2. Add service method if it maps to a new Crawl4AI endpoint (pure HTTP + validation of URL / JS content; reuse existing validators).
3. Implement handler method (assemble request body, post-process response to `content: [{ type: 'text', text }]`).
4. Register in `setupHandlers()` list (tool description should mirror README style & clarify stateless vs session).
5. Write tests: unit (schema + handler success/failure), integration (happy path with mocked or real endpoint).

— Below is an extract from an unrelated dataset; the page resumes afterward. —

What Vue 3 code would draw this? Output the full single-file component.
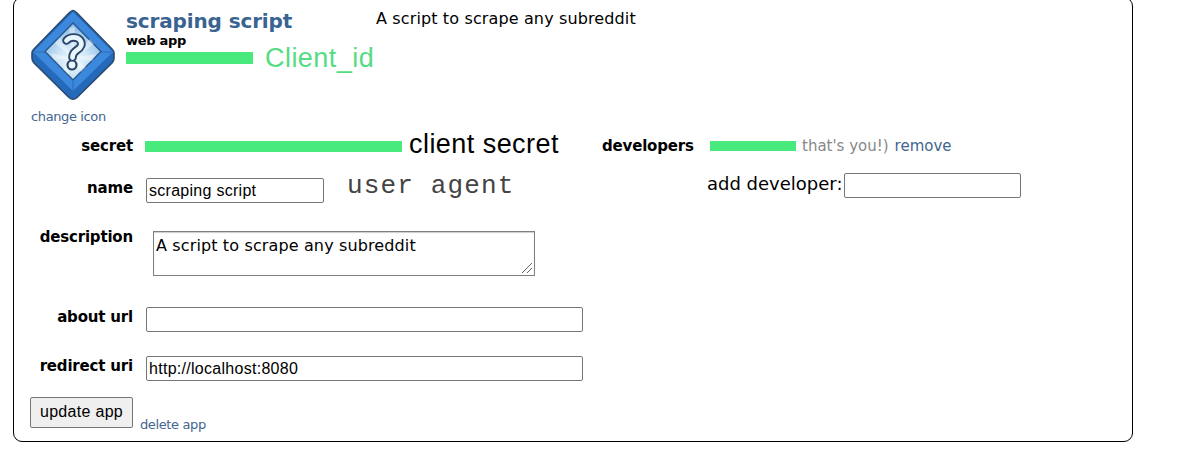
<template>
  <div class="page">
    <div class="app-card">
      <header class="app-header">
        <div class="icon-col">
          <svg class="app-icon" width="84" height="93" viewBox="0 0 84 93">
            <defs>
              <radialGradient id="glow" cx="50%" cy="65%" r="55%">
                <stop offset="0" stop-color="#f4fbfe" />
                <stop offset="0.5" stop-color="#cde5f6" />
                <stop offset="1" stop-color="#94c2ea" />
              </radialGradient>
            </defs>
            <path d="M42 2.5 Q43.5 2.5 46 5 L81 41 Q83 43 83 45 V50 Q83 53 81 55 L46 89.5 Q42 93 38 89.5 L3 55 Q1 53 1 50 V45 Q1 43 3 41 L38 5 Q40.500 2.500 42 2.500Z" fill="#2569bb" stroke="#2a4a70" stroke-width="1.6" />
            <path d="M42 4 L82 44 L42 83 L2 44Z" fill="#3c88dc" />
            <path d="M42 73 V83 M3 44 L14 44 M81 44 L70 44" stroke="#2f6db5" stroke-width="1" fill="none" />
            <path d="M42 15 L70 43.5 L42 72 L14 43.5Z" fill="url(#glow)" stroke="#2b5a90" stroke-width="1.5" />
            <path d="M42 50 L24 35 L29 30Z M42 50 L38 20 L44 19Z M42 50 L59 31 L63 36Z M42 50 L19 45 L23 52Z M42 50 L65 46 L61 53Z M42 50 L32 61 L37 66Z M42 50 L50 64 L55 59Z" fill="#fff" opacity="0.4" />
            <path d="M35.500 32.500 C39 28.500 46 28.500 49 32 C52 36 50 39.500 46 42 C42.500 44.200 41.500 46 41.500 49.500" fill="none" stroke="#2a4668" stroke-width="8.600" stroke-linecap="round" stroke-linejoin="round" />
            <circle cx="41" cy="57" r="5.6" fill="#2a4668" />
            <path d="M35.500 32.500 C39 28.500 46 28.500 49 32 C52 36 50 39.500 46 42 C42.500 44.200 41.500 46 41.500 49.500" fill="none" stroke="#e9f5fc" stroke-width="4.800" stroke-linecap="round" stroke-linejoin="round" />
            <circle cx="41" cy="57" r="3.4" fill="#e9f5fc" />
          </svg>
          <a class="link small">change icon</a>
        </div>
        <div class="title-col">
          <h2 class="title"><a>scraping script</a></h2>
          <div class="app-type">web app</div>
          <div class="client-id">
            <span class="redacted id-bar"></span>
            <span class="id-note">Client_id</span>
          </div>
        </div>
        <div class="summary">A script to scrape any subreddit</div>
      </header>

      <div class="columns">
        <form class="edit-form" @submit.prevent>
          <div class="row secret-row">
            <label>secret</label>
            <div class="value">
              <span class="redacted secret-bar"></span>
              <span class="secret-note">client secret</span>
            </div>
          </div>
          <div class="row name-row">
            <label for="name">name</label>
            <div class="value">
              <input id="name" v-model="form.name" class="short" type="text">
              <span class="agent-note">user agent</span>
            </div>
          </div>
          <div class="row desc-row">
            <label for="desc">description</label>
            <div class="textarea-wrap">
              <textarea id="desc" v-model="form.description" spellcheck="false"></textarea>
              <svg class="grip" width="12" height="12" viewBox="0 0 12 12">
                <path d="M1 11 L11 1 M6 11 L11 6" stroke="#666" stroke-width="1" />
              </svg>
            </div>
          </div>
          <div class="row about-row">
            <label for="about">about url</label>
            <input id="about" v-model="form.aboutUrl" type="text">
          </div>
          <div class="row redirect-row">
            <label for="redirect">redirect uri</label>
            <input id="redirect" v-model="form.redirectUri" type="text">
          </div>
          <div class="actions">
            <button type="submit">update app</button>
            <a class="link small delete">delete app</a>
          </div>
        </form>

        <section class="developers">
          <div class="dev-row">
            <label>developers</label>
            <span class="redacted dev-bar"></span>
            <span class="you">that's you!)</span>
            <a class="link remove">remove</a>
          </div>
          <div class="add-row">
            <span class="add-label">add developer:</span>
            <input v-model="newDeveloper" type="text">
          </div>
        </section>
      </div>
    </div>
  </div>
</template>

<script setup>
import { reactive, ref } from 'vue'

const form = reactive({
  name: 'scraping script',
  description: 'A script to scrape any subreddit',
  aboutUrl: '',
  redirectUri: 'http://localhost:8080',
})
const newDeveloper = ref('')
</script>

<style>
body { background: #fff; overflow: hidden; }
</style>

<style scoped>
.page {
  height: 449px;
  overflow: hidden;
  display: flex;
  align-items: flex-start;
  font-family: "DejaVu Sans", Verdana, sans-serif;
  color: #000;
}

.app-card {
  box-sizing: border-box;
  width: 1120px;
  height: 445px;
  margin: -3px 0 0 13px;
  border: 1px solid #000;
  border-radius: 9px;
}

.link { color: #426690; cursor: pointer; }
.small { font-size: 13px; line-height: 16px; letter-spacing: -0.38px; }
.redacted { background: #48ea7e; flex-shrink: 0; }

/* Header */
.app-header {
  height: 134px;
  display: flex;
  white-space: nowrap;
}
.icon-col {
  width: 95px;
  padding: 10px 0 0 17px;
  display: flex;
  flex-direction: column;
}
.icon-col .link { margin-top: 8px; }
.title-col { width: 250px; padding-top: 10px; }
.title {
  margin: 0;
  font-size: 20px;
  line-height: 26px;
  letter-spacing: -0.13px;
  color: #396391;
}
.app-type { font-size: 13px; font-weight: bold; line-height: 14px; letter-spacing: -0.3px; }
.client-id { display: flex; align-items: flex-start; }
.id-bar { width: 127px; height: 12px; margin: 4px 12px 0 0; }
.id-note {
  font: 27px/30px "Liberation Sans", Arial, sans-serif;
  letter-spacing: 0.45px;
  margin-top: -5px;
  color: #55dc83;
}
.summary { padding-top: 11px; font-size: 16px; line-height: 20px; letter-spacing: 0.13px; }

.columns { display: flex; }
.edit-form { width: 588px; }

/* Form rows */
.row {
  display: grid;
  grid-template-columns: 119px 1fr;
  column-gap: 13px;
  align-items: start;
}
.row label { text-align: right; }
label {
  font-size: 15px;
  font-weight: bold;
  line-height: 20px;
  letter-spacing: -0.18px;
  white-space: nowrap;
}
.value { display: flex; white-space: nowrap; }
.secret-row { height: 46px; }
.secret-row label { margin-top: 4px; }
.secret-bar { width: 257px; height: 11px; margin: 9px 7px 0 -1px; }
.secret-note {
  font: 27px/30px "Liberation Sans", Arial, sans-serif;
  letter-spacing: 0.45px;
  margin-top: -3px;
}
.name-row { height: 53px; }
.agent-note {
  font: 26px/30px "Liberation Mono", "Courier New", monospace;
  letter-spacing: 1.15px;
  margin: -7px 0 0 23px;
  color: #444;
}
.desc-row { height: 76px; }
.desc-row label { margin-top: -4px; }
.about-row { height: 49px; }
.redirect-row { height: 41px; }

input {
  box-sizing: border-box;
  width: 437px;
  height: 25px;
  margin: 0;
  padding: 1px 2px;
  border: 1px solid #767676;
  border-radius: 2px;
  background: #fff;
  font: 16px "Liberation Sans", Arial, sans-serif;
  letter-spacing: 0.28px;
  color: #000;
  outline: none;
}
input.short { width: 178px; }

.textarea-wrap {
  position: relative;
  width: 382px;
  height: 45px;
  margin-left: 7px;
}
textarea {
  display: block;
  box-sizing: border-box;
  width: 100%;
  height: 100%;
  margin: 0;
  padding: 4px 2px 0;
  border: 1px solid #808080;
  box-shadow: inset 0 1px 1px #ccc;
  font: 16px/20px "DejaVu Sans", Verdana, sans-serif;
  letter-spacing: 0.13px;
  color: #000;
  resize: none;
  overflow: hidden;
  outline: none;
}
.grip { position: absolute; right: 2px; bottom: 2px; }

.actions { display: flex; padding-left: 16px; }
button {
  box-sizing: border-box;
  width: 103px;
  height: 31px;
  padding: 0 0 2px;
  border: 1px solid #767676;
  border-radius: 2px;
  background: #efefef;
  font: 16px "Liberation Sans", Arial, sans-serif;
  letter-spacing: 0.3px;
  color: #000;
}
.delete { margin: 20px 0 0 7px; }

/* Developers */
.dev-row {
  display: flex;
  align-items: center;
  height: 20px;
  margin-top: 4px;
  font-size: 15px;
  line-height: 20px;
  white-space: nowrap;
}
.dev-row label { width: 108px; }
.dev-bar { width: 86px; height: 10px; margin-right: 6px; }
.you { color: #888; margin-right: 6px; }
.add-row {
  display: flex;
  align-items: flex-start;
  margin: 17px 0 0 105px;
  white-space: nowrap;
}
.add-label { font-size: 18px; line-height: 21px; width: 137px; }
.add-row input { width: 177px; }
</style>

Place under matching folder in `src/__tests__/`.
6. Update README tool table if user-facing, and CHANGELOG + version bump.
## Commands & Workflows
- Install: `npm install`
- Build: `npm run build` (tsconfig.build.json)
- Dev (watch): `npm run dev`
- Tests: `npm run test` | unit only: `npm run test:unit` | integration: `npm run test:integration` | coverage: `npm run test:coverage`
- Lint/Format: `npm run lint`, `npm run lint:fix`, `npm run format:check`
- Pre-flight composite: `npm run check`
### Testing Invariants
- NEVER invoke `jest` directly for integration tests; rely on `npm run test:integration` (injects `NODE_OPTIONS=--experimental-vm-modules` + `JEST_TEST_TYPE=integration`).
- Unit tests auto-set `CRAWL4AI_BASE_URL` in `jest.setup.cjs`; integration tests require real env vars (`CRAWL4AI_BASE_URL`, optional `CRAWL4AI_API_KEY`, LLM vars) via `.env` or exported.
- To run a single integration file: `npm run test:integration -- path/to/file.test.ts`.
- Jest pinned at 29.x with `ts-jest@29`; do not upgrade one without the other.
- Symptom mapping: import syntax error or hang at first test => you bypassed the npm script.
## Conventions & Invariants
- No `any`; prefer `unknown` + narrowing.
- Keep responses minimal & textual; do not introduce new top-level fields in tool results without updating all tests.
- Timeout remains 120s in axios clients—changing requires test updates.
- Commit style: conventional commits; no emojis, AI signoffs, or verbose bodies.
## References
- README (tools & examples), CLAUDE.md (contrib rules), CHANGELOG (release notes), coverage report for quality gates.
If something is ambiguous, inspect existing handlers first and mirror the closest established pattern before inventing a new one.